Вернувшись в Каталонию в 2007 году, Вулард не только встретилась со многими из своих прежних собеседников, она повторила исследование в той же самой школе. Она застала там абсолютно другую картину. Подростковый бунт никуда не исчез, но он уже не связывался с тем, на каком языке говорят в семье. В этот раз школьники, в отличие от своих предшественников в 1987 году, не считали язык конституирующим фактором идентичности; каталанский и кастильский перестали играть роль символов. Когда Вулард спрашивала школьников, с чем они себя идентифицируют, никто не упомянул язык в качестве маркера. Говорили о стилях: в одежде, музыке и других вещах, которые занимают подростков. Иными словами, каталанский язык стал анонимным в том смысле, о котором шла речь выше, — чем-то, что может обрести каждый. Как и идентичность, он открыт для всех, кто готов принять его, причем основным критерием стало стремление к самобытной идентичности. «У нас нет проблем», — снова и снова слышала Вулард.
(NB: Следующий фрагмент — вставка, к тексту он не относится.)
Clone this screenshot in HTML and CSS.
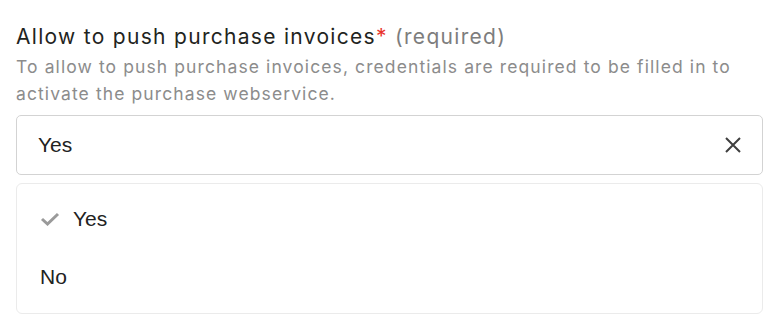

Вулард осознает, что скрывается за такими трогательными заявлениями; ситуация в Каталонии гораздо сложнее, и от многих местных жителей, говорящих на кастильском языке, мы слышим, что они по-прежнему чувствуют себя не в своей тарелке, чужаками и маргиналами. И это мы еще не касаемся недавних волн миграции в Каталонию из Африки и других частей света. Но сдвиги заметны как в межличностных отношениях на микроуровне, так и на уровне национальной политики. С 2006 по 2010 год президентом Каталонии был выходец из андалузской рабочей семьи; он плохо говорил по-каталански, из-за чего немало зубоскалили. Тем не менее он стал президентом. В 2010 году в Каталонии начало шириться протестное движение с требованием независимости от Испании. В сентябре 2012 года более полутора миллионов человек прошли по улицам Барселоны, настаивая на «праве самостоятельно определять» свое будущее. «Catalunya, nou estat d’Europa» — гласили плакаты, разумеется, на каталанском (что означает «Каталония — новое государство Европы»). Но в этом марше, как и в последующих кампаниях, в первых рядах шли не только исконные каталонцы в обычной националистической экипировке. Рядом с ними были и исконные носители кастильского языка.